Anti-war protests were also held in cities across Canada, a chorus of voices growing in size over the weekend.
Thousands rallied in Toronto, joined be Deputy Prime Minister Chrystia Freeland.
“It is horrific and people are dying in Ukraine right now for absolutely no reason, and we have to remember that,” she said during the rally.
Freeland told the crowd to be proud of the courageous stand Ukrainians were taking.
“The Ukrainians are doing one hell of a job,” she said.
In Edmonton, Vitalii Haponiuk joined thousands to march on Sunday. Like many in the protest, she is from Ukraine, having come to Canada as a student three years ago.

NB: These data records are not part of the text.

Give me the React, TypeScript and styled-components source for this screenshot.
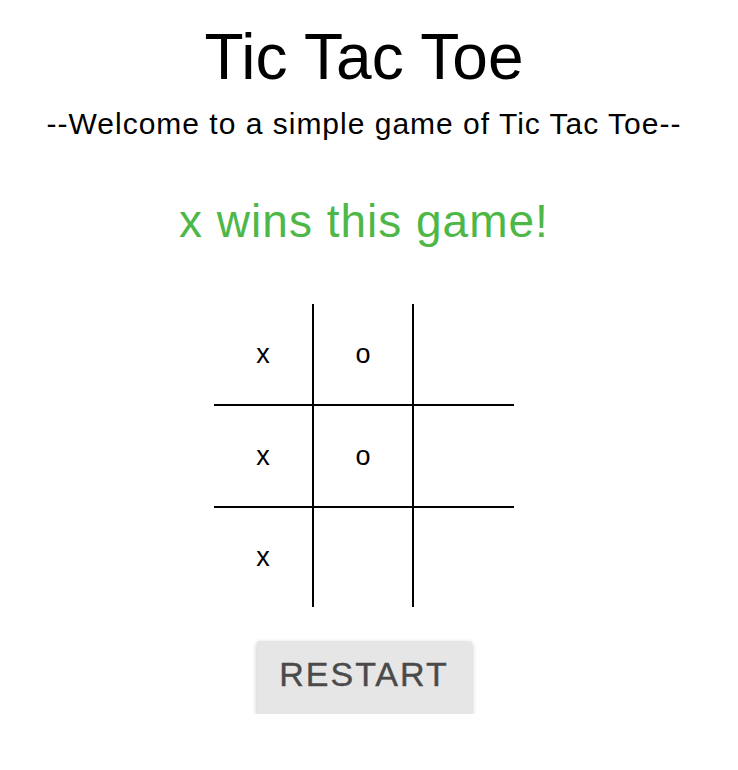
import React from "react";
import styled, { createGlobalStyle } from "styled-components";

const Global = createGlobalStyle`
  body {
    margin: 0;
    background: #fff;
    font-family: "Liberation Sans", Arial, sans-serif;
  }
`;

const Page = styled.div`
  display: flex;
  flex-direction: column;
  align-items: center;
  padding: 19px 10px 0 0;
`;

const Title = styled.h1`
  margin: 0;
  font-size: 64px;
  font-weight: 400;
  line-height: 76px;
  color: #000;
`;

const Subtitle = styled.p`
  margin: 11px 0 0;
  font-size: 30px;
  letter-spacing: 1px;
  line-height: 36px;
  color: #000;
`;

const Status = styled.h2`
  margin: 49px 0 0;
  font-size: 46px;
  font-weight: 400;
  letter-spacing: 1px;
  line-height: 60px;
  color: #4db848;
`;

const Board = styled.div`
  margin-top: 53px;
  display: grid;
  grid-template-columns: 100px 100px 100px;
  grid-template-rows: 102px 102px 99px;
`;

const Cell = styled.div<{ $right: boolean; $bottom: boolean }>`
  display: flex;
  align-items: center;
  justify-content: center;
  font-size: 27px;
  color: #000;
  border-right: ${(p) => (p.$right ? "2px solid #000" : "none")};
  border-bottom: ${(p) => (p.$bottom ? "2px solid #000" : "none")};
`;

const RestartButton = styled.button`
  margin-top: 34px;
  width: 215px;
  height: 73px;
  padding: 0 0 6px;
  border: none;
  border-radius: 2px;
  background: #e6e6e6;
  color: #4a4a4a;
  font-family: "Liberation Sans", Arial, sans-serif;
  font-size: 34px;
  letter-spacing: 2px;
  -webkit-text-stroke: 0.4px #4a4a4a;
  box-shadow: 0 2px 5px rgba(0, 0, 0, 0.26);
  cursor: pointer;
`;

const cells = ["x", "o", "", "x", "o", "", "x", "", ""];

export default function App() {
  return (
    <>
      <Global />
      <Page>
        <Title>Tic Tac Toe</Title>
        <Subtitle>--Welcome to a simple game of Tic Tac Toe--</Subtitle>
        <Status>x wins this game!</Status>
        <Board>
          {cells.map((c, i) => (
            <Cell key={i} $right={i % 3 !== 2} $bottom={i < 6}>
              {c}
            </Cell>
          ))}
        </Board>
        <RestartButton>RESTART</RestartButton>
      </Page>
    </>
  );
}
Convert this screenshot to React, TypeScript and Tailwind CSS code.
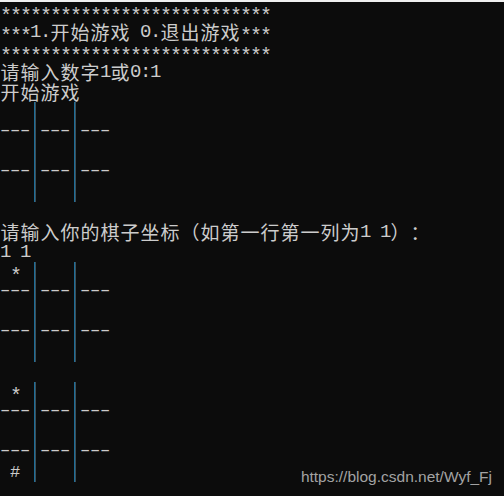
const STARS = '***************************';

const lines: string[] = [
  STARS,
  '***1.开始游戏 0.退出游戏***',
  STARS,
  '请输入数字1或0:1',
  '开始游戏',
  '   |   |   ',
  '---|---|---',
  '   |   |   ',
  '---|---|---',
  '   |   |   ',
  '',
  '请输入你的棋子坐标（如第一行第一列为1 1）：',
  '1 1',
  ' * |   |   ',
  '---|---|---',
  '   |   |   ',
  '---|---|---',
  '   |   |   ',
  '',
  ' * |   |   ',
  '---|---|---',
  '   |   |   ',
  '---|---|---',
  ' # |   |   ',
];

// full-width glyphs take two console cells
const isWide = (c: string) => c.charCodeAt(0) > 0x2e80;

function Cell({ ch }: { ch: string }) {
  if (ch === '|') {
    return (
      <span className="flex h-5 w-2.5 shrink-0 justify-center">
        <span className="w-px bg-[#1d6f9a]" />
        <span className="w-px bg-[#3d4f58]" />
      </span>
    );
  }
  if (ch === '-') {
    return (
      <span className="block h-5 w-2.5 shrink-0 -translate-y-px scale-x-[1.6] text-center font-['Liberation_Mono',monospace] text-[17px] leading-5 tracking-[-0.2px]">
        -
      </span>
    );
  }
  if (ch === '*') {
    return (
      <span className="block h-5 w-2.5 shrink-0 translate-y-[5px] text-center font-['Liberation_Mono',monospace] text-[20px] leading-5 tracking-[-2px]">
        *
      </span>
    );
  }
  if (ch === '#') {
    return (
      <span className="block h-5 w-2.5 shrink-0 translate-y-[1px] text-center font-['Liberation_Mono',monospace] text-[17px] leading-5 tracking-[-0.2px]">
        #
      </span>
    );
  }
  if (isWide(ch)) {
    return (
      <span className="block h-5 w-5 shrink-0 text-center font-['Noto_Sans_CJK_SC',sans-serif] text-[19px] leading-5">
        {ch}
      </span>
    );
  }
  return (
    <span className="block h-5 w-2.5 shrink-0 whitespace-pre text-center font-['Liberation_Mono',monospace] text-[19px] leading-5 tracking-[-1.4px]">
      {ch}
    </span>
  );
}

function ConsoleLine({ text }: { text: string }) {
  return (
    <div className="flex h-5">
      {[...text].map((ch, i) => (
        <Cell key={i} ch={ch} />
      ))}
    </div>
  );
}

export default function App() {
  return (
    <div className="relative h-[496px] w-[504px] overflow-hidden border-t-2 border-[#f0f0f0] bg-[#0c0c0c] text-[#cccccc]">
      <div className="flex flex-col">
        {lines.map((l, i) => (
          <ConsoleLine key={i} text={l} />
        ))}
      </div>
      {/* csdn watermark */}
      <div className="absolute right-[12px] top-[467px] font-['Liberation_Sans',Arial,sans-serif] text-[15.5px] leading-none text-[#a3a3a3]">
        https://blog.csdn.net/Wyf_Fj
      </div>
    </div>
  );
}
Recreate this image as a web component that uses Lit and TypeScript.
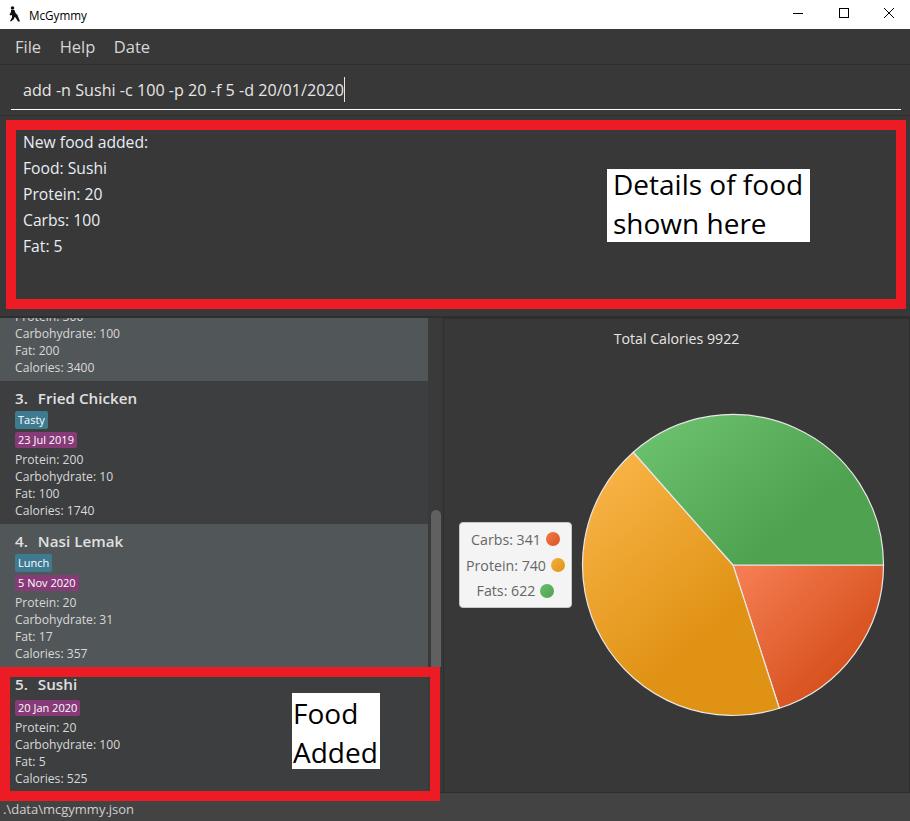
import { LitElement, html, css, svg } from 'lit';
import { customElement } from 'lit/decorators.js';

interface Food {
  index: number;
  name: string;
  tag?: string;
  date: string;
  protein: number;
  carbs: number;
  fat: number;
  calories: number;
}

const FOODS: Food[] = [
  { index: 3, name: 'Fried Chicken', tag: 'Tasty', date: '23 Jul 2019', protein: 200, carbs: 10, fat: 100, calories: 1740 },
  { index: 4, name: 'Nasi Lemak', tag: 'Lunch', date: '5 Nov 2020', protein: 20, carbs: 31, fat: 17, calories: 357 },
  { index: 5, name: 'Sushi', date: '20 Jan 2020', protein: 20, carbs: 100, fat: 5, calories: 525 },
];

const SLICES = [
  { label: 'Carbs', value: 341, fill: 'url(#carbs)', dot: 'dot-carbs' },
  { label: 'Protein', value: 740, fill: 'url(#protein)', dot: 'dot-protein' },
  { label: 'Fats', value: 622, fill: 'url(#fats)', dot: 'dot-fats' },
];

@customElement('app-root')
export class AppRoot extends LitElement {
  static override styles = css`
    :host {
      display: block;
      position: relative;
      width: 910px;
      height: 821px;
      overflow: hidden;
      background: #383838;
      font-family: 'Open Sans', 'Liberation Sans', sans-serif;
      color: #fff;
    }
    .titlebar {
      height: 29px;
      margin-right: -2px;
      background: #fff;
      color: #000;
      display: flex;
      align-items: center;
      font-size: 11.7px;
      padding-left: 9px;
    }
    .titlebar .app-icon {
      margin-bottom: 2px;
    }
    .titlebar .name {
      margin-left: 8px;
      flex: 1;
    }
    .win {
      width: 45.5px;
      height: 29px;
      box-sizing: border-box;
      padding-bottom: 3px;
      display: flex;
      align-items: center;
      justify-content: center;
    }
    .menu {
      height: 35px;
      display: flex;
      align-items: center;
      gap: 18.5px;
      padding-left: 15px;
      font-size: 16.5px;
      color: #d6d6d6;
      border-bottom: 1px solid #2e2e2e;
    }
    .command {
      height: 51px;
      box-sizing: border-box;
      padding: 0 9px 5px 11px;
      display: flex;
      border-bottom: 1px solid #2e2e2e;
    }
    .command .field {
      flex: 1;
      border-bottom: 1px solid #fff;
      padding: 14px 0 0 12px;
      font-size: 16.15px;
      line-height: 22px;
      color: #e6e6e6;
      display: flex;
      align-items: flex-start;
    }
    .caret {
      width: 1px;
      height: 25px;
      margin-top: -2px;
      background: #e6e6e6;
    }
    .result {
      height: 202px;
      box-sizing: border-box;
      padding: 13px 23px;
      font-size: 15.7px;
      line-height: 26px;
      color: #e8eef4;
      border-bottom: 2px solid #2e2e2e;
    }
    .split {
      height: 474px;
      display: flex;
      gap: 2px;
    }
    .list-pane {
      width: 441px;
      display: flex;
      overflow: hidden;
    }
    .list {
      width: 428px;
      height: 100%;
      display: flex;
      flex-direction: column;
      justify-content: flex-end;
      overflow: hidden;
    }
    .card {
      flex: none;
      box-sizing: border-box;
      height: 143px;
      padding: 6px 15px 0;
      background: #3c3e40;
      font-size: 12.15px;
      line-height: 17px;
      color: #d8d8d8;
    }
    .card.last {
      height: 125px;
    }
    .card.last .badge.date {
      margin-top: 5px;
    }
    .card.alt {
      background: #515658;
    }
    .card.cut {
      height: 64px;
      padding: 0 15px 5px;
      display: flex;
      flex-direction: column;
      justify-content: flex-end;
    }
    .card .title {
      font-size: 15.2px;
      font-weight: 600;
      line-height: 22px;
      color: #e0e0e0;
      display: flex;
      gap: 10px;
    }
    .badge {
      display: table;
      border-radius: 2px;
      padding: 0 3px;
      font-size: 11px;
      color: #fff;
      line-height: 16px;
      margin: 1px 0 3px;
    }
    .badge.tag {
      background: #3e7b91;
      line-height: 18px;
      margin-top: 2px;
    }
    .badge.date {
      background: #863a78;
      margin-bottom: 3px;
    }
    .scrollbar {
      flex: 1;
      display: flex;
      flex-direction: column;
      justify-content: flex-end;
      padding-left: 3px;
      background: #3a3a3a;
    }
    .thumb {
      height: 157px;
      margin-bottom: 125px;
      background: #606060;
      border-radius: 5px 5px 0 0;
    }
    .chart {
      flex: 1;
      position: relative;
      border: 1px solid #2e2e2e;
      border-bottom: none;
    }
    .chart-title {
      text-align: center;
      padding-top: 10px;
      font-size: 14.2px;
      font-weight: 500;
      line-height: 20px;
      color: #e6e6e6;
    }
    .pie {
      position: absolute;
      left: 137px;
      top: 94px;
    }
    .legend {
      position: absolute;
      left: 15px;
      top: 203px;
      width: 113px;
      height: 86px;
      box-sizing: border-box;
      border: 1px solid #c8c8c8;
      border-radius: 4px;
      background: #f4f4f4;
      color: #666;
      font-size: 14.2px;
      display: flex;
      flex-direction: column;
      justify-content: space-evenly;
      align-items: center;
      padding: 0;
    }
    .legend-row {
      display: flex;
      align-items: center;
      gap: 5px;
    }
    .dot {
      width: 14px;
      height: 14px;
      border-radius: 50%;
    }
    .dot-carbs { background: linear-gradient(135deg, #f3794f, #d9541f); }
    .dot-protein { background: linear-gradient(135deg, #f5b041, #e09214); }
    .dot-fats { background: linear-gradient(135deg, #6abf6c, #4fa24f); }
    .status {
      height: 29px;
      border-top: 1px solid #2e2e2e;
      background: #434343;
      box-sizing: border-box;
      padding: 7px 0 0 3px;
      font-size: 13px;
      line-height: 18px;
      color: #d0d0d0;
    }
    .mark {
      position: absolute;
      box-sizing: border-box;
      border: 10px solid #ed1c24;
    }
    .mark-result {
      left: 6px;
      top: 120px;
      width: 900px;
      height: 189px;
    }
    .mark-food {
      left: 0;
      top: 667px;
      width: 440px;
      height: 134px;
    }
    .note {
      position: absolute;
      background: #fff;
      color: #000;
      font-size: 28px;
      line-height: 39px;
      box-sizing: border-box;
    }
    .note-result {
      left: 607px;
      top: 169px;
      width: 203px;
      height: 73px;
      padding-left: 6px;
    }
    .note-result div {
      margin-top: -4px;
    }
    .note-food {
      left: 292px;
      top: 693px;
      width: 88px;
      height: 76px;
      padding-left: 1px;
    }
    .note-food div {
      margin-top: 1px;
    }
  `;

  private renderPie() {
    const cx = 152;
    const cy = 152;
    const r = 150.5;
    const total = SLICES.reduce((sum, s) => sum + s.value, 0);
    let angle = 0;
    const paths = SLICES.map((s) => {
      const start = angle;
      angle += (s.value / total) * Math.PI * 2;
      const x1 = cx + r * Math.cos(start);
      const y1 = cy + r * Math.sin(start);
      const x2 = cx + r * Math.cos(angle);
      const y2 = cy + r * Math.sin(angle);
      const large = angle - start > Math.PI ? 1 : 0;
      return svg`<path d="M${cx} ${cy}L${x1} ${y1}A${r} ${r} 0 ${large} 1 ${x2} ${y2}Z"
        fill=${s.fill} stroke="#e8e8e8" stroke-width="1.2"></path>`;
    });
    return html`<svg class="pie" width="304" height="304" viewBox="0 0 304 304">
      <defs>
        <linearGradient id="carbs" gradientUnits="userSpaceOnUse" x1="160" y1="160" x2="260" y2="260">
          <stop offset="0" stop-color="#f57c52"></stop>
          <stop offset="1" stop-color="#d6511d"></stop>
        </linearGradient>
        <linearGradient id="protein" gradientUnits="userSpaceOnUse" x1="30" y1="60" x2="150" y2="200">
          <stop offset="0" stop-color="#f7b244"></stop>
          <stop offset="1" stop-color="#e09214"></stop>
        </linearGradient>
        <linearGradient id="fats" gradientUnits="userSpaceOnUse" x1="90" y1="10" x2="190" y2="130">
          <stop offset="0" stop-color="#6abf6c"></stop>
          <stop offset="1" stop-color="#4fa24f"></stop>
        </linearGradient>
      </defs>
      ${paths}
    </svg>`;
  }

  private renderCard(food: Food, i: number) {
    const cls = `card ${i % 2 === 1 ? 'alt' : ''} ${food.tag ? '' : 'last'}`;
    return html`<div class=${cls}>
      <div class="title"><span>${food.index}.</span><span>${food.name}</span></div>
      ${food.tag ? html`<span class="badge tag">${food.tag}</span>` : ''}
      <span class="badge date">${food.date}</span>
      <div>Protein: ${food.protein}</div>
      <div>Carbohydrate: ${food.carbs}</div>
      <div>Fat: ${food.fat}</div>
      <div>Calories: ${food.calories}</div>
    </div>`;
  }

  override render() {
    return html`
      <div class="titlebar">
        <svg class="app-icon" width="12" height="16" viewBox="0 0 12 16">
          <circle cx="3.500" cy="2" r="1.800" fill="#111"></circle>
          <path d="M2 4h3.500l1 3 2 2 2.500 6.500H9L6.500 11.500 5.500 11l-.5 2-3 2.500-1-.5 2-3.500V9L1.500 9.500.5 8.500 2 6z" fill="#111"></path>
        </svg>
        <span class="name">McGymmy</span>
        <div class="win">
          <svg width="12" height="12" viewBox="0 0 12 12"><path d="M1 6.500h10" stroke="#000"></path></svg>
        </div>
        <div class="win">
          <svg width="12" height="12" viewBox="0 0 12 12"><rect x="1.500" y="1.500" width="9" height="9" fill="none" stroke="#000"></rect></svg>
        </div>
        <div class="win">
          <svg width="12" height="12" viewBox="0 0 12 12"><path d="M1 1l10 10M11 1L1 11" stroke="#000"></path></svg>
        </div>
      </div>
      <div class="menu"><span>File</span><span>Help</span><span>Date</span></div>
      <div class="command">
        <div class="field"><span>add -n Sushi -c 100 -p 20 -f 5 -d 20/01/2020</span><span class="caret"></span></div>
      </div>
      <div class="result">
        <div>New food added:</div>
        <div>Food: Sushi</div>
        <div>Protein: 20</div>
        <div>Carbs: 100</div>
        <div>Fat: 5</div>
      </div>
      <div class="split">
        <div class="list-pane">
          <div class="list">
            <div class="card alt cut">
              <div>Protein: 300</div>
              <div>Carbohydrate: 100</div>
              <div>Fat: 200</div>
              <div>Calories: 3400</div>
            </div>
            ${FOODS.map((f, i) => this.renderCard(f, i))}
          </div>
          <div class="scrollbar"><div class="thumb"></div></div>
        </div>
        <div class="chart">
          <div class="chart-title">Total Calories 9922</div>
          ${this.renderPie()}
          <div class="legend">
            ${SLICES.map((s) => html`<div class="legend-row"><span>${s.label}: ${s.value}</span><span class="dot ${s.dot}"></span></div>`)}
          </div>
        </div>
      </div>
      <div class="status">.\\data\\mcgymmy.json</div>
      <div class="mark mark-result"></div>
      <div class="mark mark-food"></div>
      <div class="note note-result"><div>Details of food shown here</div></div>
      <div class="note note-food"><div>Food Added</div></div>
    `;
  }
}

“I’m worried about my parents,” Haponiuk told The Canadian Press. “They live in a small town, but even there they heard Russian planes, Russian bombs. It’s very scary.”
In Montreal’s protest, 17-year-old Anya Dashe told The Canadian Press that her father is in Ukraine and called them today to say goodbye.
“He thinks he’s going to die today because there are multiple bombs going over my city,” she said.
There was a large crowd outside the B.C. legislature on Sunday to express their anger over the Russian invasion of Ukraine.
The crowd included local politicians as well as people like Oleksandr Filonovych, who is afraid for the safely of his family.
“Pretty much all of my family except my wife and my kid are in Ukraine, so my mom, my brother, my dad, all my cousins, everybody,” Filonovych said, adding that many of them are in the capital, Kyiv.
At the Russian embassy in Ottawa, families are fearing for loved ones now sleeping in bomb shelters.
Jane Rubina’s family is in Ukraine.
“At this point, everybody is alive and that’s all we are praying for at the moment,” she told CTV News.
With Ottawa still recovering from a three-week occupation of truckers and other demonstrators protesting against vaccine mandates and the government, Ottawa resident Jordyn Kiteley said she was surprised by the number of people who turned up to condemn Russia’s actions.
“I’m proud to be Canadian, especially after all the dumb convoy stuff we saw,” she told The Canadian Press. “This is just overpowering to watch and to see how people are feeling about it, and that I’m not alone with this.”